━━ Dataset section ━━

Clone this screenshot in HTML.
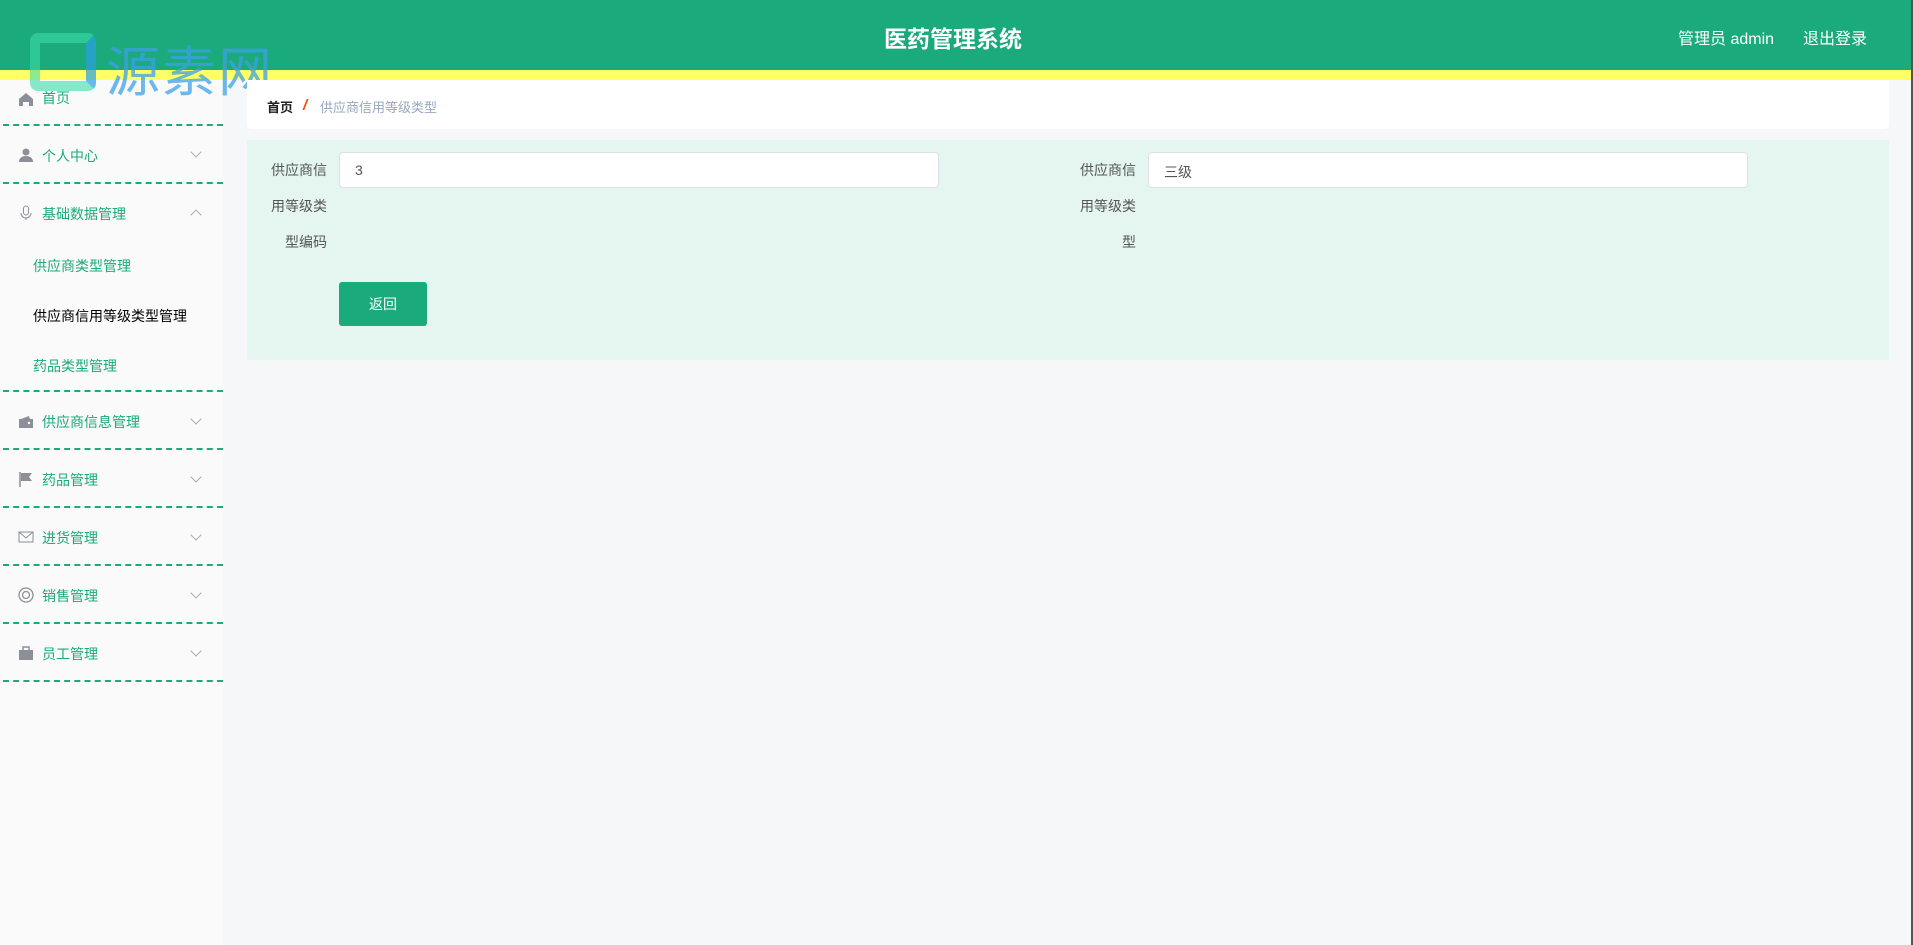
<!DOCTYPE html>
<html><head><meta charset="utf-8"><style>
*{margin:0;padding:0;box-sizing:border-box}
body{width:1913px;height:945px;overflow:hidden;background:#f5f7f9;font-family:"Liberation Sans","Noto Sans CJK SC",sans-serif;position:relative}
.hd{position:absolute;left:0;top:0;width:1913px;height:70px;background:#1baa7b}
.yl{position:absolute;left:0;top:70px;width:1913px;height:10px;background:#ffff66}
.title{position:absolute;left:0;width:1906px;top:20px;text-align:center;color:#fff;font-size:23px;font-weight:bold}
.usr{position:absolute;top:25px;color:#fff;font-size:16px}
.sb{position:absolute;left:0;top:80px;width:223px;height:865px;background:#fafafa}
.it{position:absolute;left:0;width:223px;font-size:14px;color:#1baa7b;margin-top:-1px}
.dash{position:absolute;left:3px;width:220px;border-top:2px dashed #1baa7b}
.ic{position:absolute;left:18px;width:16px;height:16px}
.chev{position:absolute;left:192px;width:8px;height:8px;border-right:1px solid #aaa;border-bottom:1px solid #aaa;transform:rotate(45deg)}
.bc{position:absolute;left:247px;top:80px;width:1642px;height:49px;background:#fff;border-radius:0 0 4px 4px}
.panel{position:absolute;left:247px;top:140px;width:1642px;height:220px;background:#e5f6f0}
.lbl{position:absolute;font-size:14px;color:#555;text-align:right;width:90px}
.inp{position:absolute;height:36px;background:#fff;border:1px solid #dcdfe6;border-radius:4px;font-size:14px;color:#555;padding:9px 15px}
.btn{position:absolute;left:339px;top:282px;width:88px;height:44px;background:#1baa7b;border-radius:3px;color:#fff;font-size:14px;text-align:center;line-height:44px}
</style></head><body>
<div class="hd"></div><div class="yl"></div>
<div class="title">医药管理系统</div>
<div class="usr" style="left:1678px">管理员 admin</div>
<div class="usr" style="left:1803px">退出登录</div>
<div class="sb">
<div class="it" style="top:9px;left:42px;color:#1baa7b">首页</div>
<svg class="ic" style="top:11px" viewBox="0 0 16 16"><path d="M1 8L8 2l7 6v7h-4v-4H5v4H1z" fill="#8c8f98"/></svg>
<div class="dash" style="top:44px"></div>
<svg class="ic" style="top:67px" viewBox="0 0 16 16"><circle cx="8" cy="5" r="3.5" fill="#8c8f98"/><path d="M1 15c0-4 3-6 7-6s7 2 7 6z" fill="#8c8f98"/></svg>
<div class="it" style="top:67px;left:42px">个人中心</div><div class="chev" style="top:68px"></div>
<div class="dash" style="top:102px"></div>
<svg class="ic" style="top:125px" viewBox="0 0 16 16"><rect x="5.5" y="1" width="5" height="9" rx="2.5" fill="none" stroke="#8c8f98"/><path d="M3 8a5 5 0 0 0 10 0M8 13v2" fill="none" stroke="#8c8f98"/></svg>
<div class="it" style="top:125px;left:42px">基础数据管理</div><div class="chev" style="top:131px;transform:rotate(225deg)"></div>
<div class="it" style="top:177px;left:33px">供应商类型管理</div>
<div class="it" style="top:227px;left:33px;color:#000">供应商信用等级类型管理</div>
<div class="it" style="top:277px;left:33px">药品类型管理</div>
<div class="dash" style="top:310px"></div>
<svg class="ic" style="top:334px" viewBox="0 0 16 16"><path d="M1 5h14v9H1z" fill="#8c8f98"/><path d="M3 5l8-3 1 3" fill="#8c8f98"/><circle cx="11" cy="9" r="1.2" fill="#fff"/></svg>
<div class="it" style="top:333px;left:42px">供应商信息管理</div><div class="chev" style="top:335px"></div>
<div class="dash" style="top:368px"></div>
<svg class="ic" style="top:391px" viewBox="0 0 16 16"><path d="M2 1v15" stroke="#8c8f98" stroke-width="1.5"/><path d="M3 2h11l-3 4 3 4H3z" fill="#8c8f98"/></svg>
<div class="it" style="top:391px;left:42px">药品管理</div><div class="chev" style="top:393px"></div>
<div class="dash" style="top:426px"></div>
<svg class="ic" style="top:449px" viewBox="0 0 16 16"><rect x="1" y="3" width="14" height="10" fill="none" stroke="#8c8f98"/><path d="M1 3l7 6 7-6" fill="none" stroke="#8c8f98"/></svg>
<div class="it" style="top:449px;left:42px">进货管理</div><div class="chev" style="top:451px"></div>
<div class="dash" style="top:484px"></div>
<svg class="ic" style="top:507px" viewBox="0 0 16 16"><circle cx="8" cy="8" r="7" fill="none" stroke="#8c8f98" stroke-width="1.3"/><circle cx="8" cy="8" r="3.5" fill="none" stroke="#8c8f98" stroke-width="1.3"/></svg>
<div class="it" style="top:507px;left:42px">销售管理</div><div class="chev" style="top:509px"></div>
<div class="dash" style="top:542px"></div>
<svg class="ic" style="top:565px" viewBox="0 0 16 16"><path d="M5 5V2h6v3" fill="none" stroke="#8c8f98" stroke-width="1.5"/><rect x="1" y="5" width="14" height="10" fill="#8c8f98"/></svg>
<div class="it" style="top:565px;left:42px">员工管理</div><div class="chev" style="top:567px"></div>
<div class="dash" style="top:600px"></div>
</div>
<div style="position:absolute;left:30px;top:33px;width:66px;height:58px;border:10px solid rgba(60,220,170,.6);border-radius:8px;border-right-color:rgba(40,160,230,.7)"></div>
<div style="position:absolute;left:106px;top:28px;font-size:54px;color:rgba(60,160,230,.75);letter-spacing:2px">源素网</div>
<div class="bc"></div>
<div style="position:absolute;left:267px;top:97px;font-size:13px;font-weight:bold;color:#222">首页</div>
<div style="position:absolute;left:303px;top:97px;font-size:15px;color:#ff4400;font-weight:bold;font-style:italic">/</div>
<div style="position:absolute;left:320px;top:97px;font-size:13px;color:#97a8be">供应商信用等级类型</div>
<div class="panel"></div>
<div class="lbl" style="left:237px;top:159px;line-height:22px">供应商信</div>
<div class="lbl" style="left:237px;top:195px;line-height:22px">用等级类</div>
<div class="lbl" style="left:237px;top:231px;line-height:22px">型编码</div>
<div class="inp" style="left:339px;top:152px;width:600px">3</div>
<div class="lbl" style="left:1046px;top:159px;line-height:22px">供应商信</div>
<div class="lbl" style="left:1046px;top:195px;line-height:22px">用等级类</div>
<div class="lbl" style="left:1046px;top:231px;line-height:22px">型</div>
<div class="inp" style="left:1148px;top:152px;width:600px">三级</div>
<div class="btn">返回</div>
<div style="position:absolute;left:1911px;top:0;width:2px;height:945px;background:#555"></div>
</body></html>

━━━

### Exercise
Write out the listing above again, exactly, but with no pictures in the copy.

### Result of the task
Clone this screenshot in HTML.
<!DOCTYPE html>
<html><head><meta charset="utf-8"><style>
*{margin:0;padding:0;box-sizing:border-box}
body{width:1913px;height:945px;overflow:hidden;background:#f5f7f9;font-family:"Liberation Sans","Noto Sans CJK SC",sans-serif;position:relative}
.hd{position:absolute;left:0;top:0;width:1913px;height:70px;background:#1baa7b}
.yl{position:absolute;left:0;top:70px;width:1913px;height:10px;background:#ffff66}
.title{position:absolute;left:0;width:1906px;top:20px;text-align:center;color:#fff;font-size:23px;font-weight:bold}
.usr{position:absolute;top:25px;color:#fff;font-size:16px}
.sb{position:absolute;left:0;top:80px;width:223px;height:865px;background:#fafafa}
.it{position:absolute;left:0;width:223px;font-size:14px;color:#1baa7b;margin-top:-1px}
.dash{position:absolute;left:3px;width:220px;border-top:2px dashed #1baa7b}
.ic{position:absolute;left:18px;width:16px;height:16px}
.chev{position:absolute;left:192px;width:8px;height:8px;border-right:1px solid #aaa;border-bottom:1px solid #aaa;transform:rotate(45deg)}
.bc{position:absolute;left:247px;top:80px;width:1642px;height:49px;background:#fff;border-radius:0 0 4px 4px}
.panel{position:absolute;left:247px;top:140px;width:1642px;height:220px;background:#e5f6f0}
.lbl{position:absolute;font-size:14px;color:#555;text-align:right;width:90px}
.inp{position:absolute;height:36px;background:#fff;border:1px solid #dcdfe6;border-radius:4px;font-size:14px;color:#555;padding:9px 15px}
.btn{position:absolute;left:339px;top:282px;width:88px;height:44px;background:#1baa7b;border-radius:3px;color:#fff;font-size:14px;text-align:center;line-height:44px}
</style></head><body>
<div class="hd"></div><div class="yl"></div>
<div class="title">医药管理系统</div>
<div class="usr" style="left:1678px">管理员 admin</div>
<div class="usr" style="left:1803px">退出登录</div>
<div class="sb">
<div class="it" style="top:9px;left:42px;color:#1baa7b">首页</div>
<svg class="ic" style="top:11px" viewBox="0 0 16 16"><path d="M1 8L8 2l7 6v7h-4v-4H5v4H1z" fill="#8c8f98"/></svg>
<div class="dash" style="top:44px"></div>
<svg class="ic" style="top:67px" viewBox="0 0 16 16"><circle cx="8" cy="5" r="3.5" fill="#8c8f98"/><path d="M1 15c0-4 3-6 7-6s7 2 7 6z" fill="#8c8f98"/></svg>
<div class="it" style="top:67px;left:42px">个人中心</div><div class="chev" style="top:68px"></div>
<div class="dash" style="top:102px"></div>
<svg class="ic" style="top:125px" viewBox="0 0 16 16"><rect x="5.5" y="1" width="5" height="9" rx="2.5" fill="none" stroke="#8c8f98"/><path d="M3 8a5 5 0 0 0 10 0M8 13v2" fill="none" stroke="#8c8f98"/></svg>
<div class="it" style="top:125px;left:42px">基础数据管理</div><div class="chev" style="top:131px;transform:rotate(225deg)"></div>
<div class="it" style="top:177px;left:33px">供应商类型管理</div>
<div class="it" style="top:227px;left:33px;color:#000">供应商信用等级类型管理</div>
<div class="it" style="top:277px;left:33px">药品类型管理</div>
<div class="dash" style="top:310px"></div>
<svg class="ic" style="top:334px" viewBox="0 0 16 16"><path d="M1 5h14v9H1z" fill="#8c8f98"/><path d="M3 5l8-3 1 3" fill="#8c8f98"/><circle cx="11" cy="9" r="1.2" fill="#fff"/></svg>
<div class="it" style="top:333px;left:42px">供应商信息管理</div><div class="chev" style="top:335px"></div>
<div class="dash" style="top:368px"></div>
<svg class="ic" style="top:391px" viewBox="0 0 16 16"><path d="M2 1v15" stroke="#8c8f98" stroke-width="1.5"/><path d="M3 2h11l-3 4 3 4H3z" fill="#8c8f98"/></svg>
<div class="it" style="top:391px;left:42px">药品管理</div><div class="chev" style="top:393px"></div>
<div class="dash" style="top:426px"></div>
<svg class="ic" style="top:449px" viewBox="0 0 16 16"><rect x="1" y="3" width="14" height="10" fill="none" stroke="#8c8f98"/><path d="M1 3l7 6 7-6" fill="none" stroke="#8c8f98"/></svg>
<div class="it" style="top:449px;left:42px">进货管理</div><div class="chev" style="top:451px"></div>
<div class="dash" style="top:484px"></div>
<svg class="ic" style="top:507px" viewBox="0 0 16 16"><circle cx="8" cy="8" r="7" fill="none" stroke="#8c8f98" stroke-width="1.3"/><circle cx="8" cy="8" r="3.5" fill="none" stroke="#8c8f98" stroke-width="1.3"/></svg>
<div class="it" style="top:507px;left:42px">销售管理</div><div class="chev" style="top:509px"></div>
<div class="dash" style="top:542px"></div>
<svg class="ic" style="top:565px" viewBox="0 0 16 16"><path d="M5 5V2h6v3" fill="none" stroke="#8c8f98" stroke-width="1.5"/><rect x="1" y="5" width="14" height="10" fill="#8c8f98"/></svg>
<div class="it" style="top:565px;left:42px">员工管理</div><div class="chev" style="top:567px"></div>
<div class="dash" style="top:600px"></div>
</div>
<div style="position:absolute;left:30px;top:33px;width:66px;height:58px;border:10px solid rgba(60,220,170,.6);border-radius:8px;border-right-color:rgba(40,160,230,.7)"></div>
<div style="position:absolute;left:106px;top:28px;font-size:54px;color:rgba(60,160,230,.75);letter-spacing:2px">源素网</div>
<div class="bc"></div>
<div style="position:absolute;left:267px;top:97px;font-size:13px;font-weight:bold;color:#222">首页</div>
<div style="position:absolute;left:303px;top:97px;font-size:15px;color:#ff4400;font-weight:bold;font-style:italic">/</div>
<div style="position:absolute;left:320px;top:97px;font-size:13px;color:#97a8be">供应商信用等级类型</div>
<div class="panel"></div>
<div class="lbl" style="left:237px;top:159px;line-height:22px">供应商信</div>
<div class="lbl" style="left:237px;top:195px;line-height:22px">用等级类</div>
<div class="lbl" style="left:237px;top:231px;line-height:22px">型编码</div>
<div class="inp" style="left:339px;top:152px;width:600px">3</div>
<div class="lbl" style="left:1046px;top:159px;line-height:22px">供应商信</div>
<div class="lbl" style="left:1046px;top:195px;line-height:22px">用等级类</div>
<div class="lbl" style="left:1046px;top:231px;line-height:22px">型</div>
<div class="inp" style="left:1148px;top:152px;width:600px">三级</div>
<div class="btn">返回</div>
<div style="position:absolute;left:1911px;top:0;width:2px;height:945px;background:#555"></div>
</body></html>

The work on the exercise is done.